Para o historiador da arte, professor e referência em estudos sobre a produção artística, Jorge Coli, em palestra que inaugurou a última edição do prestigiado ciclo de debates "Mutações" com o projeto Sempre um Papo em Belo Horizonte, a mostra Estrangeiros e o ocorrido são significativos porque "mostram o quanto o corpo pode perturbar as pessoas. Nós constatamos reiteradamente reações violentas contra exposições de arte que buscam visões críticas sobre o corpo. A nudez "pode", mas só pode no segredo da pornografia", disse ele. Para Coli esse tipo de intepretação equivocada acompanha nossa história: "A arte instaura um corpo. O corpo da arte. Nos convida a olhar além das superfícies. A arte interroga. A arte abala padrões. A arte abala valores. E faz com que o corpo de pura visualidade se transforme em humanidade."
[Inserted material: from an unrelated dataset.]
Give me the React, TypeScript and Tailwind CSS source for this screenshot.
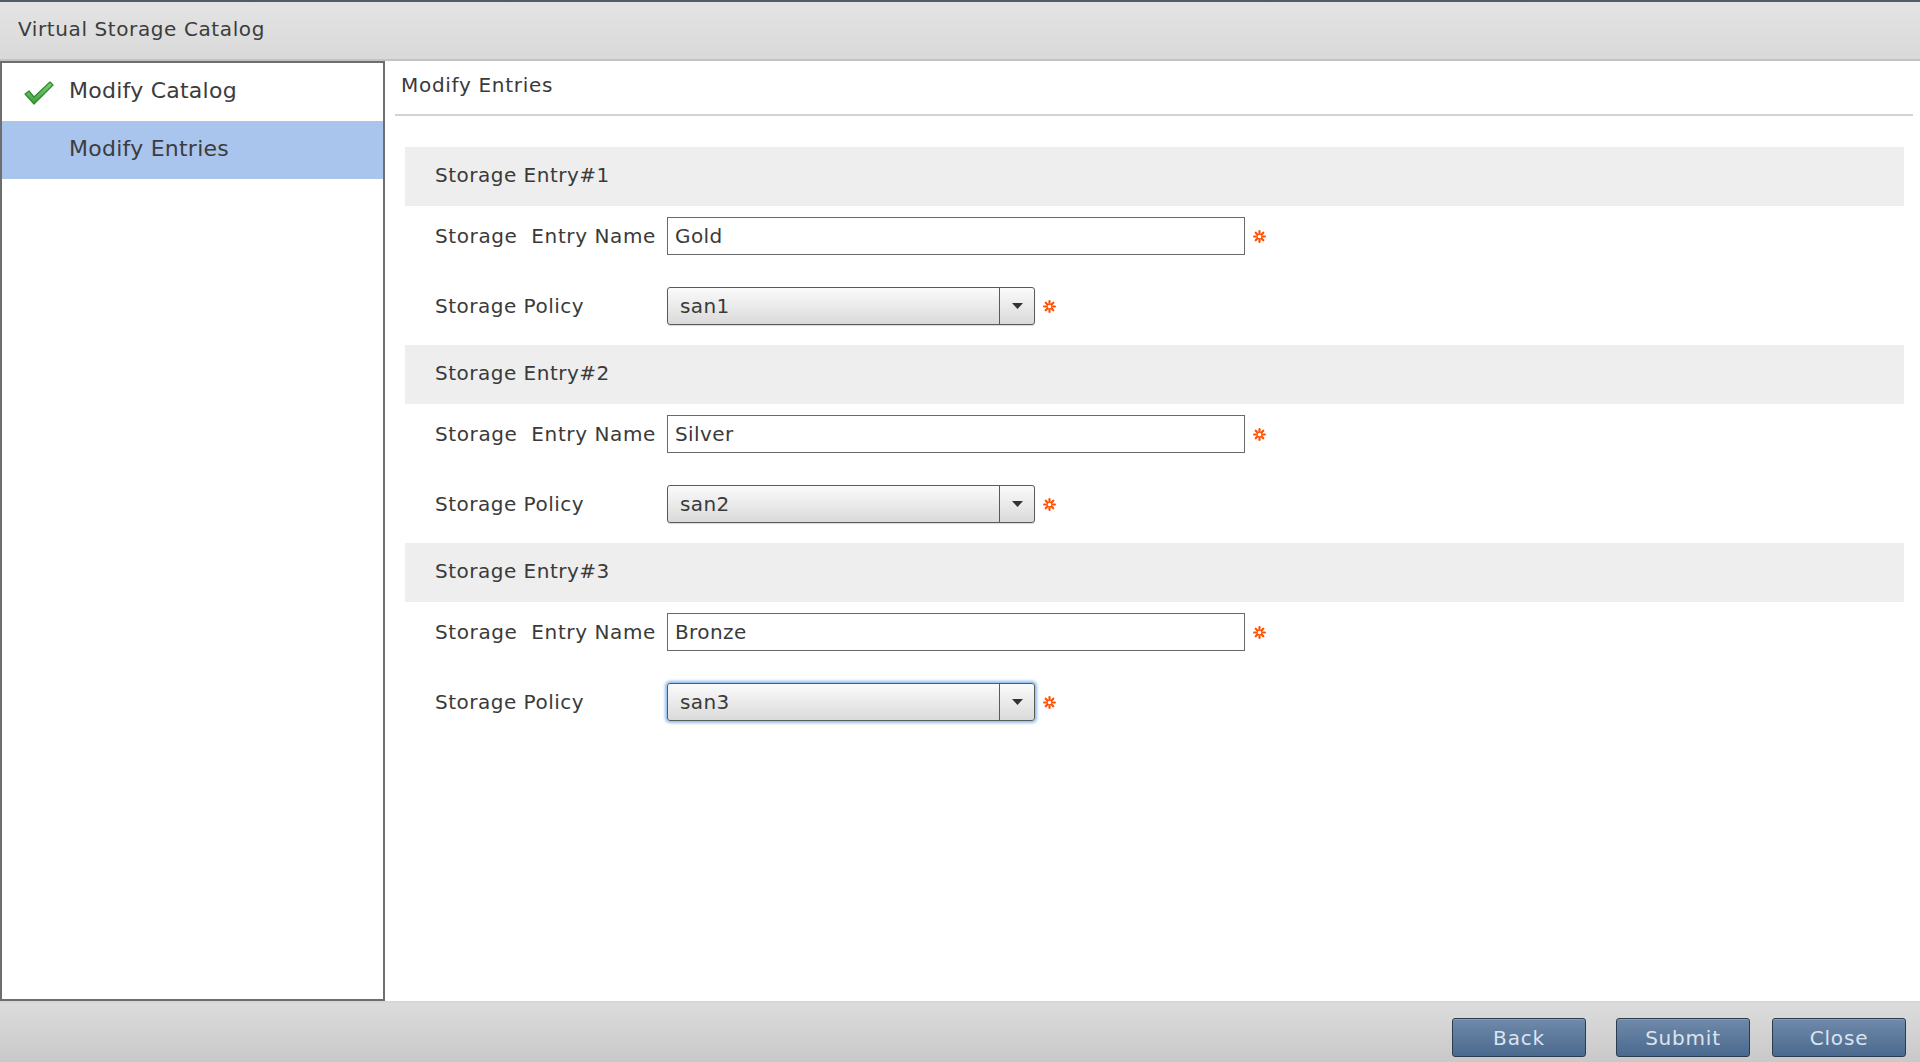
import React from "react";

type Entry = {
  num: number;
  name: string;
  policy: string;
  focused?: boolean;
};

const entries: Entry[] = [
  { num: 1, name: "Gold", policy: "san1" },
  { num: 2, name: "Silver", policy: "san2" },
  { num: 3, name: "Bronze", policy: "san3", focused: true },
];

const font = { fontFamily: "'DejaVu Sans', 'Liberation Sans', sans-serif" };

function Required() {
  return (
    <svg width="13" height="13" viewBox="0 0 12 12" className="shrink-0">
      <g stroke="#ff5000" strokeWidth="2" strokeLinecap="round">
        <line x1="6" y1="1" x2="6" y2="11" />
        <line x1="1" y1="6" x2="11" y2="6" />
        <line x1="2.5" y1="2.5" x2="9.5" y2="9.5" />
        <line x1="9.5" y1="2.5" x2="2.5" y2="9.5" />
      </g>
      <circle cx="6" cy="6" r="1.6" fill="#fff" />
    </svg>
  );
}

function Check() {
  return (
    <svg width="32" height="26" viewBox="0 0 32 26">
      <defs>
        <linearGradient id="chk" x1="0" y1="0" x2="0" y2="1">
          <stop offset="0" stopColor="#7fd07a" />
          <stop offset="1" stopColor="#3f9e3f" />
        </linearGradient>
      </defs>
      <path
        d="M2 14 L6 11 L11 17 L27 2 L30 5 L11 24 Z"
        fill="url(#chk)"
        stroke="#2f8a2f"
        strokeWidth="1.2"
        strokeLinejoin="round"
      />
    </svg>
  );
}

function Select({ value, focused }: { value: string; focused?: boolean }) {
  return (
    <div
      className={`flex h-[38px] w-[368px] rounded-[3px] border border-[#5a5a5a] bg-gradient-to-b from-[#fbfbfb] to-[#dadada] ${
        focused ? "shadow-[0_0_3px_2px_#8fbdf0]" : "shadow-[0_1px_1px_rgba(0,0,0,0.15)]"
      }`}
    >
      <div className="flex flex-1 items-center pl-[12px] text-[20px] tracking-[0.4px] text-[#3a3a3a]">{value}</div>
      <div className="flex w-[35px] items-center justify-center border-l border-[#5a5a5a]">
        <svg width="11" height="6" viewBox="0 0 11 6">
          <path d="M0 0 L11 0 L5.5 6 Z" fill="#333" />
        </svg>
      </div>
    </div>
  );
}

export default function App() {
  return (
    <div className="flex h-[1062px] w-[1920px] flex-col overflow-hidden bg-white" style={font}>
      {/* header */}
      <div className="flex h-[61px] shrink-0 items-center border-t-2 border-b-2 border-t-[#525c69] border-b-[#c2c2c2] bg-gradient-to-b from-[#e4e4e4] to-[#d9d9d9] pb-[4px] pl-[18px]">
        <span className="text-[20px] tracking-[0.6px] text-[#3c3c3c]">Virtual Storage Catalog</span>
      </div>

      <div className="flex flex-1">
        {/* left wizard steps */}
        <div className="w-[385px] shrink-0 border-2 border-[#6e6e6e] bg-white">
          <div className="flex h-[58px] items-center">
            <div className="w-[67px] pl-[21px] pt-[2px]">
              <Check />
            </div>
            <span className="pb-[4px] text-[22px] tracking-[0.25px] text-[#3c3c3c]">Modify Catalog</span>
          </div>
          <div className="flex h-[58px] items-center bg-[#a9c5ee] pb-[4px] pl-[67px]">
            <span className="text-[22px] tracking-[0.25px] text-[#3c3c3c]">Modify Entries</span>
          </div>
        </div>

        {/* right form */}
        <div className="flex-1 pl-[10px] pr-[7px]">
          <div className="flex h-[55px] items-center border-b-2 border-[#d3d3d3] pb-[6px] pl-[6px]">
            <span className="text-[20px] tracking-[0.7px] text-[#3a3a3a]">Modify Entries</span>
          </div>

          <div className="ml-[10px] mr-[9px] mt-[31px]">
            {entries.map((e) => (
              <div key={e.num} className="pb-[20px]">
                <div className="flex h-[59px] items-center bg-[#eeeeee] pb-[4px] pl-[30px] text-[20px] tracking-[0.5px] text-[#3a3a3a]">
                  Storage Entry#{e.num}
                </div>
                <div className="mt-[11px] flex items-center pl-[30px]">
                  <div className="w-[232px] text-[20px] tracking-[0.6px] text-[#3a3a3a]">Storage&nbsp; Entry Name</div>
                  <div className="flex h-[38px] w-[578px] items-center border border-[#6a6a6a] bg-white pl-[7px] text-[20px] tracking-[0.4px] text-[#3a3a3a]">
                    {e.name}
                  </div>
                  <div className="ml-[8px]">
                    <Required />
                  </div>
                </div>
                <div className="mt-[32px] flex items-center pl-[30px]">
                  <div className="w-[232px] text-[20px] tracking-[0.5px] text-[#3a3a3a]">Storage Policy</div>
                  <Select value={e.policy} focused={e.focused} />
                  <div className="ml-[8px]">
                    <Required />
                  </div>
                </div>
              </div>
            ))}
          </div>
        </div>
      </div>

      {/* footer */}
      <div className="flex h-[61px] shrink-0 items-end justify-end border-t-2 border-[#d6d6d6] bg-gradient-to-b from-[#dcdcdc] to-[#c9c9c9] pb-[5px] pr-[14px]">
        {["Back", "Submit", "Close"].map((label, i) => (
          <button
            key={label}
            className={`h-[39px] w-[134px] rounded-[3px] border border-[#2c3b4e] bg-gradient-to-b from-[#6f89a9] to-[#4b6a8f] text-[20px] tracking-[0.8px] text-[#dbe4ee] shadow-[inset_0_1px_0_rgba(255,255,255,0.2)] ${
              i === 0 ? "" : i === 1 ? "ml-[30px]" : "ml-[22px]"
            }`}
          >
            {label}
          </button>
        ))}
      </div>
    </div>
  );
}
Superficialidade que se manteve no ocorrido em Uberaba e que para a advogada que defende Ricardo, Kátia Bizinotto, mostra o absurdo no tratamento à arte que ainda resiste no Brasil. Katia aguarda agora uma decisão do Judiciário para que as obras retornem à exposição e fiquem pelos 30 dias conforme contrato assinado com a Fundação Cultural de Uberaba. Para a advogada "uma resposta imediata, firme e pedagógica do Judiciário, uma das mais respeitadas instituições, é urgente para restabelecer a ordem, a importância da arte e a dignidade do artista e assim fortalecer a Democracia e a paz, pois o que houve além da censura foi a incitação ao ódio exatamente contra alguém que com sua arte erguia sua voz contra ele".